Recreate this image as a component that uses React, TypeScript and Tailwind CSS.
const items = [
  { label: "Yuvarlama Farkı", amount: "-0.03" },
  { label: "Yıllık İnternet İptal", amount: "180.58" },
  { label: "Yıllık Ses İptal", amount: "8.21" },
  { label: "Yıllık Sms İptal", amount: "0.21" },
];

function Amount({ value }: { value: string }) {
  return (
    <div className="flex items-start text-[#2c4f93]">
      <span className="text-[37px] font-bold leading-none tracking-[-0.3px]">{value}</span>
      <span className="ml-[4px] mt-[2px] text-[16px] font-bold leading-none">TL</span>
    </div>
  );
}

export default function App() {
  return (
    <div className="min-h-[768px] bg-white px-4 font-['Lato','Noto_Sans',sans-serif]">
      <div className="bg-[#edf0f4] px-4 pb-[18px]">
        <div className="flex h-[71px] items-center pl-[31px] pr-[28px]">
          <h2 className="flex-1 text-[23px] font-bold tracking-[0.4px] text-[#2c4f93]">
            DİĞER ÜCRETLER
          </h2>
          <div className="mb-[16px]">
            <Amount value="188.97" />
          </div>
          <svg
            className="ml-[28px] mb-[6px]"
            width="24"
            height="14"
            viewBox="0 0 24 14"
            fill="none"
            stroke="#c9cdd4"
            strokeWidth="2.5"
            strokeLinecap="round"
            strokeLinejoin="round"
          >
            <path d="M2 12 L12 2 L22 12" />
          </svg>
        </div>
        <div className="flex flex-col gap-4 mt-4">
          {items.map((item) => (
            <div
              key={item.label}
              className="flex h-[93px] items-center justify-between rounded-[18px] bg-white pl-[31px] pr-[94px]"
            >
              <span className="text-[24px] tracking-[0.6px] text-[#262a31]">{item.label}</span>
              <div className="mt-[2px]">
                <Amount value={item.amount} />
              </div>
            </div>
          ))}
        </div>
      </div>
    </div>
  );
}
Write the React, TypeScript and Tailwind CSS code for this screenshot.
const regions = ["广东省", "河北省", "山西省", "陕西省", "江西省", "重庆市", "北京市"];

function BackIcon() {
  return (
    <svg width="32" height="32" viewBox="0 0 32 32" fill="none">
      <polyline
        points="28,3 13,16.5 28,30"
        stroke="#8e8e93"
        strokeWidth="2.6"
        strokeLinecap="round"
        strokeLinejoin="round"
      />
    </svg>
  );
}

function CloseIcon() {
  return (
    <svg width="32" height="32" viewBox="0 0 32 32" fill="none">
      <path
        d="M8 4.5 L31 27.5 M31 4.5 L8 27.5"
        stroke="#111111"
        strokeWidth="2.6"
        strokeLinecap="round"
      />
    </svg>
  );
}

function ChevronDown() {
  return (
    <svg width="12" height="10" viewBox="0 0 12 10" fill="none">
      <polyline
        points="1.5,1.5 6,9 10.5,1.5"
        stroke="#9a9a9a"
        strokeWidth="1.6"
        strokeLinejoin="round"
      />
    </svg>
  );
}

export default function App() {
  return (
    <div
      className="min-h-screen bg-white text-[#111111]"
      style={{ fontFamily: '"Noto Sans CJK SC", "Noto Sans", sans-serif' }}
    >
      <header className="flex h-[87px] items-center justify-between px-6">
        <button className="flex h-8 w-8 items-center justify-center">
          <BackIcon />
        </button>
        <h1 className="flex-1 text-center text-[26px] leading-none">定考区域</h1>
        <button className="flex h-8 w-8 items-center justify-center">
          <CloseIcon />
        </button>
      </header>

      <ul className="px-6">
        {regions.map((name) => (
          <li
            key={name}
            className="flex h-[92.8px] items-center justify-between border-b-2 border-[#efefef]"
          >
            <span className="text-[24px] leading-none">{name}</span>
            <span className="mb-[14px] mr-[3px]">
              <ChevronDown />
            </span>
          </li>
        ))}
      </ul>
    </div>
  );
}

◆ ◆ ◆ ◆ ◆ ◆ ◆

EXERCISE GOAL: Emit the full listing verbatim.

EXERCISE SOLUTION:
Recreate this image as a component that uses React, TypeScript and Tailwind CSS.
const items = [
  { label: "Yuvarlama Farkı", amount: "-0.03" },
  { label: "Yıllık İnternet İptal", amount: "180.58" },
  { label: "Yıllık Ses İptal", amount: "8.21" },
  { label: "Yıllık Sms İptal", amount: "0.21" },
];

function Amount({ value }: { value: string }) {
  return (
    <div className="flex items-start text-[#2c4f93]">
      <span className="text-[37px] font-bold leading-none tracking-[-0.3px]">{value}</span>
      <span className="ml-[4px] mt-[2px] text-[16px] font-bold leading-none">TL</span>
    </div>
  );
}

export default function App() {
  return (
    <div className="min-h-[768px] bg-white px-4 font-['Lato','Noto_Sans',sans-serif]">
      <div className="bg-[#edf0f4] px-4 pb-[18px]">
        <div className="flex h-[71px] items-center pl-[31px] pr-[28px]">
          <h2 className="flex-1 text-[23px] font-bold tracking-[0.4px] text-[#2c4f93]">
            DİĞER ÜCRETLER
          </h2>
          <div className="mb-[16px]">
            <Amount value="188.97" />
          </div>
          <svg
            className="ml-[28px] mb-[6px]"
            width="24"
            height="14"
            viewBox="0 0 24 14"
            fill="none"
            stroke="#c9cdd4"
            strokeWidth="2.5"
            strokeLinecap="round"
            strokeLinejoin="round"
          >
            <path d="M2 12 L12 2 L22 12" />
          </svg>
        </div>
        <div className="flex flex-col gap-4 mt-4">
          {items.map((item) => (
            <div
              key={item.label}
              className="flex h-[93px] items-center justify-between rounded-[18px] bg-white pl-[31px] pr-[94px]"
            >
              <span className="text-[24px] tracking-[0.6px] text-[#262a31]">{item.label}</span>
              <div className="mt-[2px]">
                <Amount value={item.amount} />
              </div>
            </div>
          ))}
        </div>
      </div>
    </div>
  );
}
Write the React, TypeScript and Tailwind CSS code for this screenshot.
const regions = ["广东省", "河北省", "山西省", "陕西省", "江西省", "重庆市", "北京市"];

function BackIcon() {
  return (
    <svg width="32" height="32" viewBox="0 0 32 32" fill="none">
      <polyline
        points="28,3 13,16.5 28,30"
        stroke="#8e8e93"
        strokeWidth="2.6"
        strokeLinecap="round"
        strokeLinejoin="round"
      />
    </svg>
  );
}

function CloseIcon() {
  return (
    <svg width="32" height="32" viewBox="0 0 32 32" fill="none">
      <path
        d="M8 4.5 L31 27.5 M31 4.5 L8 27.5"
        stroke="#111111"
        strokeWidth="2.6"
        strokeLinecap="round"
      />
    </svg>
  );
}

function ChevronDown() {
  return (
    <svg width="12" height="10" viewBox="0 0 12 10" fill="none">
      <polyline
        points="1.5,1.5 6,9 10.5,1.5"
        stroke="#9a9a9a"
        strokeWidth="1.6"
        strokeLinejoin="round"
      />
    </svg>
  );
}

export default function App() {
  return (
    <div
      className="min-h-screen bg-white text-[#111111]"
      style={{ fontFamily: '"Noto Sans CJK SC", "Noto Sans", sans-serif' }}
    >
      <header className="flex h-[87px] items-center justify-between px-6">
        <button className="flex h-8 w-8 items-center justify-center">
          <BackIcon />
        </button>
        <h1 className="flex-1 text-center text-[26px] leading-none">定考区域</h1>
        <button className="flex h-8 w-8 items-center justify-center">
          <CloseIcon />
        </button>
      </header>

      <ul className="px-6">
        {regions.map((name) => (
          <li
            key={name}
            className="flex h-[92.8px] items-center justify-between border-b-2 border-[#efefef]"
          >
            <span className="text-[24px] leading-none">{name}</span>
            <span className="mb-[14px] mr-[3px]">
              <ChevronDown />
            </span>
          </li>
        ))}
      </ul>
    </div>
  );
}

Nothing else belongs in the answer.